**TASK DETAILS:** Write out the full listing exactly as given, minus the images.
┌─ SOURCE EXCERPT
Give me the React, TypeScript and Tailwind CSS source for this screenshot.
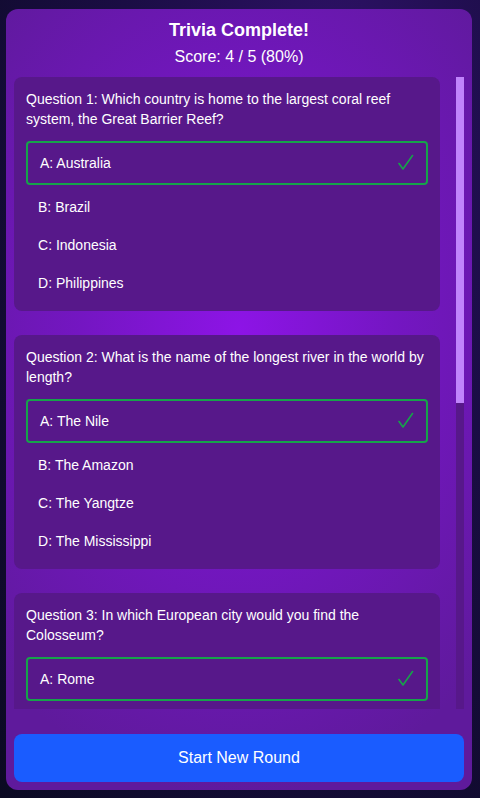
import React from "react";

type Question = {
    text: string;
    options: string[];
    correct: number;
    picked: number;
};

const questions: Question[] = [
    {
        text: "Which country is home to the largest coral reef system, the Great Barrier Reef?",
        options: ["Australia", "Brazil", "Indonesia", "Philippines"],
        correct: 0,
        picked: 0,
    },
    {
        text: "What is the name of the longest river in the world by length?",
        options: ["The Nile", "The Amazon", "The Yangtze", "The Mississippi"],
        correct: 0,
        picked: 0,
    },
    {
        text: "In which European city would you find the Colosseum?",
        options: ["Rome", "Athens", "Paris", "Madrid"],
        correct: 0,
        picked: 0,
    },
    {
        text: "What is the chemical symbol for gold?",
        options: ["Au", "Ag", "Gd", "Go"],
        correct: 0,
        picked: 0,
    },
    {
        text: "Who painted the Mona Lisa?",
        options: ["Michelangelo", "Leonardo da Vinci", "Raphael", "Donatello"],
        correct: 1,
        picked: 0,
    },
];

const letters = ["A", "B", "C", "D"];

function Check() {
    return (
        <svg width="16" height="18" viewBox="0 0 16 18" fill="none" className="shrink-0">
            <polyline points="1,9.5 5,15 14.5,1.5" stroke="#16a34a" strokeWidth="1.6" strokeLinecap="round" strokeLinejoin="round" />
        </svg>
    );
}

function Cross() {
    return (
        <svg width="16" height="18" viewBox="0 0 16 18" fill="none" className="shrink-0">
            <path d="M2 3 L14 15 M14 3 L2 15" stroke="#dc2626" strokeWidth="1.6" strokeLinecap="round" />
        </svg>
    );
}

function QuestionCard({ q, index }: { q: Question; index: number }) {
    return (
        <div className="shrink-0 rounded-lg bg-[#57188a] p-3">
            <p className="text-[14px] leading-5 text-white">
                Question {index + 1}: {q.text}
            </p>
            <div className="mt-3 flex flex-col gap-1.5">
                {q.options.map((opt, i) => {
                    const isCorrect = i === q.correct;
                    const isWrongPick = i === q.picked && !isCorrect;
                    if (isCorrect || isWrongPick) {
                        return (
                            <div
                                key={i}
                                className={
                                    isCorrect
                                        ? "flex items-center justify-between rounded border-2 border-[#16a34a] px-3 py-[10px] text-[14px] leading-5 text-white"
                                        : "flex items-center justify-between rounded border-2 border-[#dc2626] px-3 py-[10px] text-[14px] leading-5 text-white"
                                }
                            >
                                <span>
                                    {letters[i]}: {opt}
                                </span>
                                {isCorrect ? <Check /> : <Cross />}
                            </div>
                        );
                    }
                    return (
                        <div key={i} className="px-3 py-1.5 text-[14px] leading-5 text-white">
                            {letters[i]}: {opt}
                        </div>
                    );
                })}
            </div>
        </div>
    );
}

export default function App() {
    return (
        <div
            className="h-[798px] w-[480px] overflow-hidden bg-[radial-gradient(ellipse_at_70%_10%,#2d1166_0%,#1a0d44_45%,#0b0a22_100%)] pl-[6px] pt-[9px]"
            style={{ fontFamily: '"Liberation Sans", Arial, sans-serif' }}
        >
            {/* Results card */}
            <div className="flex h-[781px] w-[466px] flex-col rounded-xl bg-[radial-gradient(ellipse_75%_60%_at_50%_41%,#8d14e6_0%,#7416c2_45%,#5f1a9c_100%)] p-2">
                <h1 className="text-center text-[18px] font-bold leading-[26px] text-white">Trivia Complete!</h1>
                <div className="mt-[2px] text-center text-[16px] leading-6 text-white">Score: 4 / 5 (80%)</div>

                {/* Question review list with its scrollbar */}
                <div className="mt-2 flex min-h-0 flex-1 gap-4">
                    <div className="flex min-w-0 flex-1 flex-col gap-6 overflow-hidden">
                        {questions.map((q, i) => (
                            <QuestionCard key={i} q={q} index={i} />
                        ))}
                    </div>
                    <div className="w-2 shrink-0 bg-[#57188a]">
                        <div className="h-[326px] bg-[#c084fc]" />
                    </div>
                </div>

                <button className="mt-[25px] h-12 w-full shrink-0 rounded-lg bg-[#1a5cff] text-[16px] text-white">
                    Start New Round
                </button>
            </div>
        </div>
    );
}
└─
**THE OUTPUT:**
Give me the React, TypeScript and Tailwind CSS source for this screenshot.
import React from "react";

type Question = {
    text: string;
    options: string[];
    correct: number;
    picked: number;
};

const questions: Question[] = [
    {
        text: "Which country is home to the largest coral reef system, the Great Barrier Reef?",
        options: ["Australia", "Brazil", "Indonesia", "Philippines"],
        correct: 0,
        picked: 0,
    },
    {
        text: "What is the name of the longest river in the world by length?",
        options: ["The Nile", "The Amazon", "The Yangtze", "The Mississippi"],
        correct: 0,
        picked: 0,
    },
    {
        text: "In which European city would you find the Colosseum?",
        options: ["Rome", "Athens", "Paris", "Madrid"],
        correct: 0,
        picked: 0,
    },
    {
        text: "What is the chemical symbol for gold?",
        options: ["Au", "Ag", "Gd", "Go"],
        correct: 0,
        picked: 0,
    },
    {
        text: "Who painted the Mona Lisa?",
        options: ["Michelangelo", "Leonardo da Vinci", "Raphael", "Donatello"],
        correct: 1,
        picked: 0,
    },
];

const letters = ["A", "B", "C", "D"];

function Check() {
    return (
        <svg width="16" height="18" viewBox="0 0 16 18" fill="none" className="shrink-0">
            <polyline points="1,9.5 5,15 14.5,1.5" stroke="#16a34a" strokeWidth="1.6" strokeLinecap="round" strokeLinejoin="round" />
        </svg>
    );
}

function Cross() {
    return (
        <svg width="16" height="18" viewBox="0 0 16 18" fill="none" className="shrink-0">
            <path d="M2 3 L14 15 M14 3 L2 15" stroke="#dc2626" strokeWidth="1.6" strokeLinecap="round" />
        </svg>
    );
}

function QuestionCard({ q, index }: { q: Question; index: number }) {
    return (
        <div className="shrink-0 rounded-lg bg-[#57188a] p-3">
            <p className="text-[14px] leading-5 text-white">
                Question {index + 1}: {q.text}
            </p>
            <div className="mt-3 flex flex-col gap-1.5">
                {q.options.map((opt, i) => {
                    const isCorrect = i === q.correct;
                    const isWrongPick = i === q.picked && !isCorrect;
                    if (isCorrect || isWrongPick) {
                        return (
                            <div
                                key={i}
                                className={
                                    isCorrect
                                        ? "flex items-center justify-between rounded border-2 border-[#16a34a] px-3 py-[10px] text-[14px] leading-5 text-white"
                                        : "flex items-center justify-between rounded border-2 border-[#dc2626] px-3 py-[10px] text-[14px] leading-5 text-white"
                                }
                            >
                                <span>
                                    {letters[i]}: {opt}
                                </span>
                                {isCorrect ? <Check /> : <Cross />}
                            </div>
                        );
                    }
                    return (
                        <div key={i} className="px-3 py-1.5 text-[14px] leading-5 text-white">
                            {letters[i]}: {opt}
                        </div>
                    );
                })}
            </div>
        </div>
    );
}

export default function App() {
    return (
        <div
            className="h-[798px] w-[480px] overflow-hidden bg-[radial-gradient(ellipse_at_70%_10%,#2d1166_0%,#1a0d44_45%,#0b0a22_100%)] pl-[6px] pt-[9px]"
            style={{ fontFamily: '"Liberation Sans", Arial, sans-serif' }}
        >
            {/* Results card */}
            <div className="flex h-[781px] w-[466px] flex-col rounded-xl bg-[radial-gradient(ellipse_75%_60%_at_50%_41%,#8d14e6_0%,#7416c2_45%,#5f1a9c_100%)] p-2">
                <h1 className="text-center text-[18px] font-bold leading-[26px] text-white">Trivia Complete!</h1>
                <div className="mt-[2px] text-center text-[16px] leading-6 text-white">Score: 4 / 5 (80%)</div>

                {/* Question review list with its scrollbar */}
                <div className="mt-2 flex min-h-0 flex-1 gap-4">
                    <div className="flex min-w-0 flex-1 flex-col gap-6 overflow-hidden">
                        {questions.map((q, i) => (
                            <QuestionCard key={i} q={q} index={i} />
                        ))}
                    </div>
                    <div className="w-2 shrink-0 bg-[#57188a]">
                        <div className="h-[326px] bg-[#c084fc]" />
                    </div>
                </div>

                <button className="mt-[25px] h-12 w-full shrink-0 rounded-lg bg-[#1a5cff] text-[16px] text-white">
                    Start New Round
                </button>
            </div>
        </div>
    );
}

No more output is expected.